Every time i contemplate using NoSQL for a solution i always get hung up on the lack of rich querying functionality. I think it very well be my lack of understanding of NoSQL. It also might be due to the fact of i'm comfortable very comfortable with SQL. From my understanding NoSQL really lends itself well for simple schema scenarios (so its probably not going to work well for a relational database where you have 50+ tables). Even for trivial scenarios i always seem to want rich query functionality. Lets take a recipe database as a trivial example.
While the scheme, is no doubt, trivial you would definitely want rich querying ability. You would probably want to search by the following (and more):
- Title
- Tag
- Category
- id
- Likes
- User who created recipe
- create date
- rating
- dietary restrictions
You would also want to combine these criteria into any combination you wanted to. While i know most NoSQL solutions have secondary indexes doesn't this type of querying ability severely limit how many solutions NoSQL is relevant for? I usually need this rich querying ability. Another good example would be a bug tracking application.
I don't think you want to kick off a map reduce job every time wants to search the database (i think this would be analogous to doing table scans most of the time in a traditional relational model). So i would assume there would be a lot of queries where you would have to loop through each entity and look for the criteria you wanted to search for (which would probably be slow). I understand you can run nightly map reduce jobs to either analyze the data or to maybe normalize it into a typical relational database structure for reports.
Now i can see it being useful for scenarios where you would most likely always have to read all the data anyways. Think of a web server log or maybe an IoT type of app where your collecting massive amounts of data (like censor collection) and doing nightly analysis.
So is understanding of NoSQL off or is there a limit to the # of scenarios that i works well with?

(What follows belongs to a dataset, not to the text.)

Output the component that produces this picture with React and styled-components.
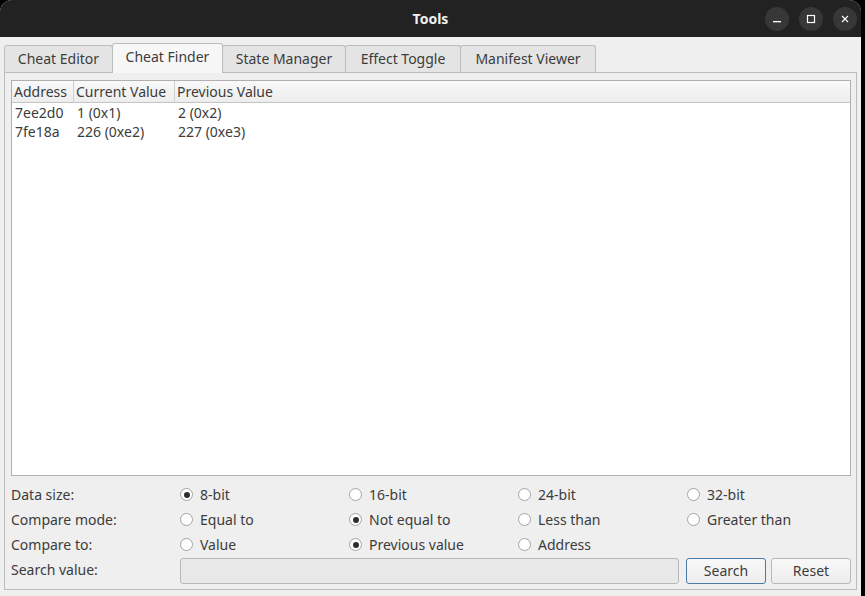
import React from 'react'
import styled, { createGlobalStyle, css } from 'styled-components'

const GlobalStyle = createGlobalStyle`
  html, body {
    margin: 0;
    background: #000;
  }
  body {
    font-family: "Noto Sans", "DejaVu Sans", sans-serif;
    font-size: 14px;
    color: #3c3c3c;
  }
`

const tabs = [
  { name: 'Cheat Editor', width: 109 },
  { name: 'Cheat Finder', width: 111 },
  { name: 'State Manager', width: 124 },
  { name: 'Effect Toggle', width: 116 },
  { name: 'Manifest Viewer', width: 136 },
]

const results = [
  { address: '7ee2d0', current: '1 (0x1)', previous: '2 (0x2)' },
  { address: '7fe18a', current: '226 (0xe2)', previous: '227 (0xe3)' },
]

const options = [
  { label: 'Data size:', items: ['8-bit', '16-bit', '24-bit', '32-bit'], checked: 0 },
  { label: 'Compare mode:', items: ['Equal to', 'Not equal to', 'Less than', 'Greater than'], checked: 1 },
  { label: 'Compare to:', items: ['Value', 'Previous value', 'Address'], checked: 1 },
]

export default function App() {
  return (
    <>
      <GlobalStyle />
      <Window>
        <TitleBar>
          <Title>Tools</Title>
          <Controls>
            <WinButton aria-label="minimize">
              <svg width="10" height="10" viewBox="0 0 10 10">
                <rect x="1" y="7" width="8" height="1.3" fill="#fff" />
              </svg>
            </WinButton>
            <WinButton aria-label="maximize">
              <svg width="10" height="10" viewBox="0 0 10 10">
                <rect x="1.5" y="1.5" width="7" height="7" fill="none" stroke="#fff" strokeWidth="1.2" />
              </svg>
            </WinButton>
            <WinButton aria-label="close">
              <svg width="10" height="10" viewBox="0 0 10 10">
                <path d="M2 2 L8 8 M8 2 L2 8" stroke="#fff" strokeWidth="1.1" />
              </svg>
            </WinButton>
          </Controls>
        </TitleBar>

        <Body>
          <TabBar>
            {tabs.map((t) => (
              <Tab key={t.name} $w={t.width} $active={t.name === 'Cheat Finder'}>
                {t.name}
              </Tab>
            ))}
          </TabBar>

          <Panel>
            <Table>
              <HeaderRow>
                <HeadCell $w={62}>Address</HeadCell>
                <HeadCell $w={101}>Current Value</HeadCell>
                <HeadCell>Previous Value</HeadCell>
              </HeaderRow>
              <Rows>
                {results.map((r) => (
                  <Row key={r.address}>
                    <Cell $w={62}>{r.address}</Cell>
                    <Cell $w={101}>{r.current}</Cell>
                    <Cell>{r.previous}</Cell>
                  </Row>
                ))}
              </Rows>
            </Table>

            <Form>
              {options.map((o) => (
                <React.Fragment key={o.label}>
                  <Label>{o.label}</Label>
                  {[0, 1, 2, 3].map((i) =>
                    o.items[i] ? (
                      <RadioOption key={i}>
                        <Radio $checked={i === o.checked} />
                        {o.items[i]}
                      </RadioOption>
                    ) : (
                      <span key={i} />
                    )
                  )}
                </React.Fragment>
              ))}
              <Label>Search value:</Label>
              <SearchRow>
                <Input />
                <Button $focus>Search</Button>
                <Button>Reset</Button>
              </SearchRow>
            </Form>
          </Panel>
        </Body>
      </Window>
    </>
  )
}

const Window = styled.div`
  width: 861px;
  height: 596px;
  display: flex;
  flex-direction: column;
  background: #efefef;
  border-radius: 12px 12px 0 0;
  overflow: hidden;
`

const TitleBar = styled.div`
  height: 37px;
  flex: none;
  background: #222;
  position: relative;
  display: flex;
  align-items: center;
  justify-content: center;
`

const Title = styled.div`
  color: #f0f0f0;
  font-weight: bold;
  font-size: 14px;
`

const Controls = styled.div`
  position: absolute;
  right: 4px;
  top: 7px;
  display: flex;
  gap: 10px;
`

const WinButton = styled.div`
  width: 24px;
  height: 24px;
  border-radius: 50%;
  background: #373737;
  display: flex;
  align-items: center;
  justify-content: center;
`

const Body = styled.div`
  flex: 1;
  display: flex;
  flex-direction: column;
  padding: 6px 4px 0 4px;
`

const TabBar = styled.div`
  display: flex;
  align-items: flex-end;
  margin-bottom: -1px;
`

const Tab = styled.div`
  box-sizing: border-box;
  width: ${({ $w }) => $w}px;
  height: 28px;
  padding-bottom: 1px;
  display: flex;
  align-items: center;
  justify-content: center;
  background: #e4e4e4;
  border: 1px solid #bdbdbd;
  border-bottom: none;
  border-radius: 3px 3px 0 0;
  margin-left: -1px;
  line-height: 1;
  &:first-child {
    margin-left: 0;
  }
  ${({ $active }) =>
    $active &&
    css`
      position: relative;
      z-index: 1;
      height: 30px;
      background: #f7f7f7;
      padding-bottom: 3px;
    `}
`

const Panel = styled.div`
  flex: 1;
  border: 1px solid #bdbdbd;
  display: flex;
  flex-direction: column;
  padding: 7px 5px 6px 6px;
  margin-bottom: 6px;
`

const Table = styled.div`
  height: 396px;
  box-sizing: border-box;
  background: #fff;
  border: 1px solid #b0b0b0;
  display: flex;
  flex-direction: column;
`

const HeaderRow = styled.div`
  height: 21px;
  flex: none;
  display: flex;
  background: linear-gradient(#f9f9f9, #ededed);
  border-bottom: 1px solid #c4c4c4;
`

const HeadCell = styled.div`
  ${({ $w }) => ($w ? `width: ${$w}px;` : 'flex: 1;')}
  padding-left: 2px;
  display: flex;
  align-items: center;
  border-right: 1px solid #cfcfcf;
  box-sizing: border-box;
  &:last-child {
    border-right: none;
  }
`

const Rows = styled.div`
  padding-top: 0;
`

const Row = styled.div`
  height: 19px;
  display: flex;
  align-items: center;
`

const Cell = styled.div`
  ${({ $w }) => ($w ? `width: ${$w}px;` : 'flex: 1;')}
  padding-left: 3px;
  box-sizing: border-box;
`

const Form = styled.div`
  margin-top: 6px;
  display: grid;
  grid-template-columns: 169px 169px 169px 169px 1fr;
  grid-auto-rows: 25px;
  align-items: center;
`

const Label = styled.div``

const RadioOption = styled.div`
  display: flex;
  align-items: center;
  gap: 7px;
`

const Radio = styled.span`
  width: 13px;
  height: 13px;
  flex: none;
  box-sizing: border-box;
  border-radius: 50%;
  border: 1px solid #a3a3a3;
  background: #fff;
  display: flex;
  align-items: center;
  justify-content: center;
  ${({ $checked }) =>
    $checked &&
    css`
      &::after {
        content: '';
        width: 6px;
        height: 6px;
        border-radius: 50%;
        background: #2e2e2e;
      }
    `}
`

const SearchRow = styled.div`
  grid-column: 2 / 6;
  display: flex;
  gap: 6px;
  height: 26px;
  margin-top: 2px;
`

const Input = styled.div`
  width: 499px;
  box-sizing: border-box;
  border: 1px solid #b8b8b8;
  border-radius: 3px;
  background: #e8e8e8;
`

const Button = styled.div`
  width: 80px;
  box-sizing: border-box;
  border: 1px solid ${({ $focus }) => ($focus ? '#4a7aa8' : '#b8b8b8')};
  border-radius: 3px;
  background: linear-gradient(#f8f8f8, #ededed);
  display: flex;
  align-items: center;
  justify-content: center;
  margin-left: ${({ $focus }) => ($focus ? '1px' : '-1px')};
`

I think the issue you are encountering is that you are approaching noSQL with the same mindset of design that you would with SQL. You mentioned "rich querying" several times. To me, that points towards design flaws (using only reference ids/trying to define relationships). A significant concept in noSQL is that data can be repeated (and often should be). Your recipe example is actually a great use cases for noSQL. Here's how I would approach it using 3 of the models you mention (for simplicity sake):
Recipe = {
_id: a001,
name: "Burger",
ingredients: [
{
_id: b001,
name: "Beef"
},
{
_id: b002,
name: "Cheese"
}
],
createdBy: {
_id: c001,
firstName: "John",
lastName: "Doe"
}
}
Person = {
_id: c001,
firstName: "John",
lastName: "Doe",
email: "jd@email.com",
preferences: {
emailNotifactions: true
}
}
Ingredient = {
_id: b001,
name: "Beef",
brand: "Agri-co",
shelfLife: "3 days",
calories: 300
};
The reason I designed it this way is expressly for the purpose of it's existence (assuming it's something like allrecipes.com). When searching/filtering recipes, you can filter by the author, but their email preferences are irrelevant. Similarly, the shelf life and brand of the ingredient are irrelevant. The schema is designed for the specific use-case, not just because your data needs to be saved. Now here are a few of your mentioned queries (mongo):
db.recipes.find({name: "Burger"});
db.recipes.find({ingredients: { $nin: ["Cheese", "Milk"]}}) // dietary restrictions
Your rich querying concerns have now been reduced to single queries in a single collection.
The downside of this design is slower write speed. You need more logic on the backend, with the potential for more programmer error. The write speed is also slower than SQL due to accessing the various models to grab relevant information. That being said, how often is it viewed vs. how often is it written/edited? (this was my comment on reading trumping writing) The other major downside is the necessity of foresight. The relationship between an ingredient and a recipe doesn't change forms. But the information your application requires might. Editing a noSQL model tends to be more difficult than editing a SQL table.
Here's one other contrived example using the same models to emphasize my point about purposeful design. Assume your new site is on famous chefs instead of a recipe database:
Person = {
_id: c001,
firstName: "Paula",
lastName: "Deen",
recipeCount: 15,
commonIngredients: [
{
_id: b001,
name: "Butter",
count: 15
},
{
_id: b002,
name: "Salted Butter",
count: 15
}
],
favoriteRecipes: [
{
_id: a001,
name: "Fried Butter",
calories: "3000"
}
]
};
Recipe = {
_id: a001,
name: "Fried Butter",
ingredients: [
{
_id: b001,
name: "Butter"
}
],
directions: "Fry butter. Eat.",
calories: "3000",
rating: 99,
createdBy: {
_id: c001,
firstName: "Paula",
lastName: "Deen"
}
};
Ingredient = {
_id: b001,
name: "Butter",
brand: "Butterfields",
shelfLife: "1 month"
};
Both of these designs use the same information, but they are modeled for the specific reason you bothered gathering the information. Now, you have the requisite information for a chef list page and typical sorting/filtering. You can navigate from there to a recipe page and have that info available.
Design for the use case, not to model relationships.